Composer's Program Notes

Cantate Domino was completed on the eve of Pentecost Sunday 1997, and presented to Dr. David Hurd in thanksgiving for his twelve years as Director of Music at All Saints Church in New York City. It is a very short, lively and good-humored piece based on the first three verses of Psalm 96. The work received its first performance at Society of Composers, Inc. 1998 National Conference at Indiana University on April 16, 1998, by the Concord Ensemble.

Texts and Translations

Psalm 96 (95): 1-3

1 Cantate Domino canticum novum:*
cantate Domino omnis terra

2 Cantate Domino, et benedicite nomine eius:*
annuntiate de die in diem salutare eius.

3 Annuntiate inter Gentes gloriam eius;*
annuntiate in omnis populis mirabilia eius.

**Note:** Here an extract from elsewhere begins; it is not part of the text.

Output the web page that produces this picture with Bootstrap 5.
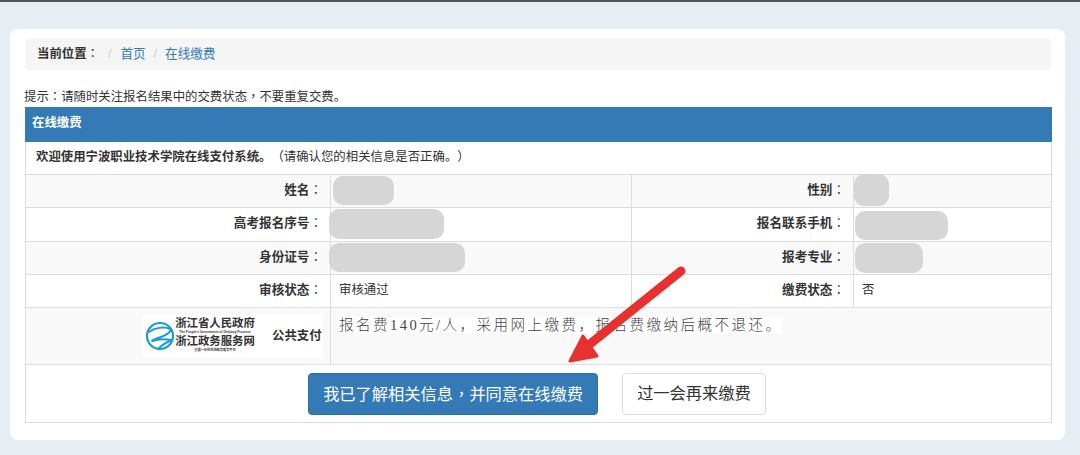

1 Sing to the Lord a new song;*
sing to the Lord all the whole earth.

2 Sing to the Lord and bless His Name;*
proclaim the good news of His salvation from day to day.

3 Declare His glory among the nations*
and His wonders among the peoples.

Reviews

The Journal of the Association of Anglican Musicians
January 1999
By John L. Hooker

Hayes Biggs sent me a pre-publication copy of his Cantate Domino… this is vintage Biggs, and that is as good as it gets. This is difficult, challenging music which gives far more than it asks and which celebrates the human spirit, even as it blesses the Holy Spirit for the gift of creativity.